Domenica 19 novembre alle 18.30 al Museo del Novecento, Palazzo dell’Arengario (Via Guglielmo Marconi 1), nell’ambito di Bookcity Milano,
sarà presentato il libro Heinz Berggruen Ricordi di un mercante d’arte, traduzione di Enrico Arosio, Skira editore.
Intervengono Clarice Pecori Giraldi, Massimo Minini e il traduttore Enrico Arosio.
Heinz Berggruen è stato uno dei maggiori mercanti d’arte del secondo Novecento con la sua galleria di Parigi, e al tempo stesso un collezionista straordinario, la cui magnifica raccolta, dal 2000 proprietà dei Musei Statali berlinesi, è ospitata nella prestigiosa sede di Charlottenburg. Il suo talento si è espresso tuttavia, fin da ragazzo, anche nella scrittura. In questi brevi racconti autobiografici, arricchiti da aneddoti vivaci e spiritosi, l’autore ci fa entrare in confidenza con i suoi amici artisti, a cominciare da Pablo Picasso, cui lo ha legato un lungo rapporto personale; poi Henri Matisse, Alberto Giacometti, Joan Miró. Ma anche con i colleghi mercanti, con i clienti illustri e a volte capricciosi, con personalità speciali come Frida Kahlo, Gertrude Stein, Gianni Agnelli. Berggruen narra l’arte come dialogo e come passione, senza dimenticare il senso degli affari, attraverso i tre poli della sua vita: la Berlino pre-nazista della giovinezza, l’esilio in California, il ritorno in Europa. La sua storia diventa anche simbolo di una significativa riconciliazione con la Germania unita e democratica di oggi.
“Picasso, dunque, chiamò Kahnweiler e gli disse trionfante: ‘Ho appena comprato la Sainte-Victoire di Cézanne’. Kahnweiler, da austero studioso d’arte tedesco, gli rispose: ‘Che
interessante, mi congratulo con lei! Quale versione ha potuto comprare, di quel quadro meraviglioso?’. (Occorre sapere che di quel celebre paesaggio esistono più di venti versioni.)
Picasso replicò: ‘Non ho comprato nessuna versione, monsieur Kahnweiler, ho comprato la vera Sainte-Victoire, il paesaggio, la terra, il suolo su cui Cézanne dipinse la sua Sainte-Victoire’. E Kahnweiler, interdetto e come sempre poco spiritoso, dichiarò deluso: ‘Ah, niente quadro, che peccato! Ma mi congratulo ugualmente, cher Picasso!’.

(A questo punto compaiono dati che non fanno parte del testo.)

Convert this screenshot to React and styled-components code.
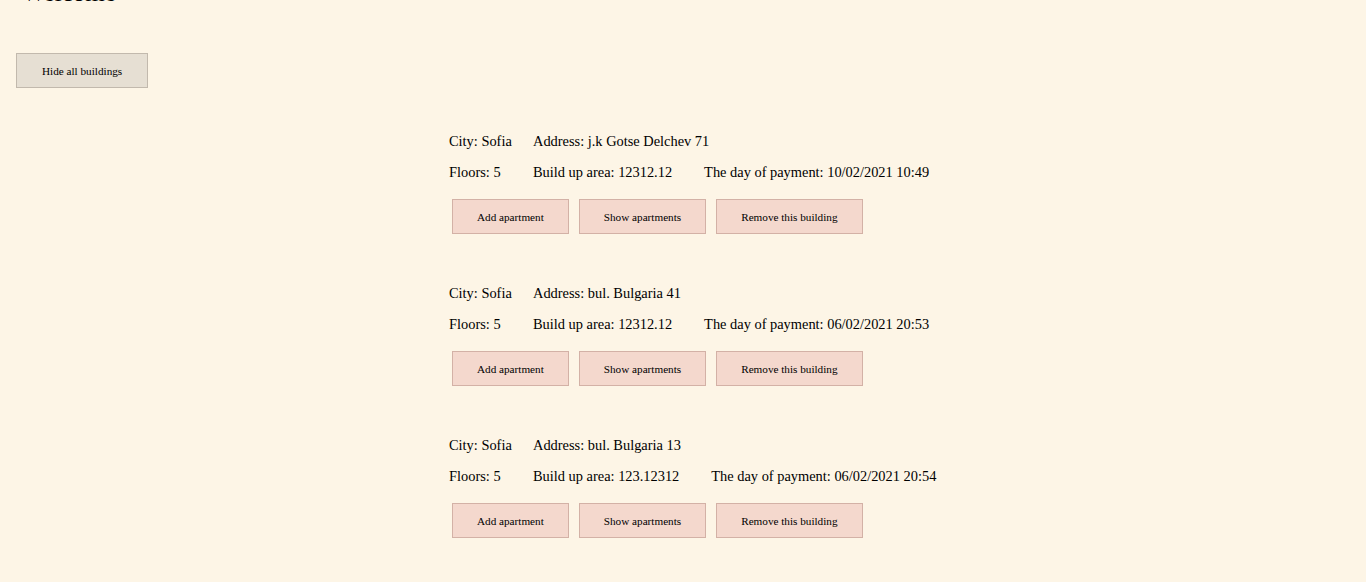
import React from 'react';
import styled, { createGlobalStyle } from 'styled-components';

const GlobalStyle = createGlobalStyle`
  html, body {
    margin: 0;
    background: #fdf5e6;
    font-family: "Liberation Serif", "Times New Roman", serif;
    color: #000;
  }
`;

const Page = styled.div`
  padding: 0 16px 40px;
`;

const Title = styled.h1`
  margin: -21px 0 0 6px;
  font-size: 25px;
  font-weight: normal;
  line-height: 28px;
`;

const HideButton = styled.button`
  margin-top: 46px;
  height: 35px;
  padding: 0 25px;
  background: #e6dfd3;
  border: 1px solid #c2b9ad;
  font-family: inherit;
  font-size: 11.2px;
  color: #000;
  cursor: pointer;
`;

const List = styled.div`
  display: flex;
  flex-direction: column;
  gap: 51px;
  margin-top: 45px;
  padding-left: 433px;
`;

const Building = styled.div`
  display: flex;
  flex-direction: column;
`;

const Row = styled.div`
  display: flex;
  height: 16px;
  line-height: 16px;
  font-size: 14.4px;
  white-space: nowrap;
  margin-bottom: ${(p) => p.$space}px;
`;

const Label = styled.span`
  width: 84px;
  flex-shrink: 0;
`;

const Field = styled.span`
  margin-right: 32px;
`;

const Actions = styled.div`
  display: flex;
  gap: 10px;
  margin-left: 3px;
`;

const ActionButton = styled.button`
  height: 35px;
  padding: 0 24px;
  background: #f4d8cd;
  border: 1px solid #d3b1a6;
  font-family: inherit;
  font-size: 11.2px;
  color: #000;
  cursor: pointer;
`;

const buildings = [
  { city: 'Sofia', address: 'j.k Gotse Delchev 71', floors: 5, area: '12312.12', paid: '10/02/2021 10:49' },
  { city: 'Sofia', address: 'bul. Bulgaria 41', floors: 5, area: '12312.12', paid: '06/02/2021 20:53' },
  { city: 'Sofia', address: 'bul. Bulgaria 13', floors: 5, area: '123.12312', paid: '06/02/2021 20:54' },
];

const App = () => {
  return (
    <Page>
      <GlobalStyle />
      <Title>Welcome</Title>
      <HideButton>Hide all buildings</HideButton>

      <List>
        {buildings.map((b, i) => (
          <Building key={i}>
            <Row $space={15}>
              <Label>City: {b.city}</Label>
              <Field>Address: {b.address}</Field>
            </Row>
            <Row $space={19}>
              <Label>Floors: {b.floors}</Label>
              <Field>Build up area: {b.area}</Field>
              <Field>The day of payment: {b.paid}</Field>
            </Row>
            <Actions>
              <ActionButton>Add apartment</ActionButton>
              <ActionButton>Show apartments</ActionButton>
              <ActionButton>Remove this building</ActionButton>
            </Actions>
          </Building>
        ))}
      </List>
    </Page>
  );
};

export default App;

Quel che Picasso non gli raccontò era che, attraverso l’acquisto del castello, egli sarebbe entrato forse in possesso anche di un titolo nobiliare, di cui naturalmente poi non avrebbe fatto uso.
Forse d’ora in poi avrebbe potuto farsi chiamare duca di Vauvenargues, fu questo che raccontò a tutti i suoi amici – il geniale Picasso era anche un mattacchione.”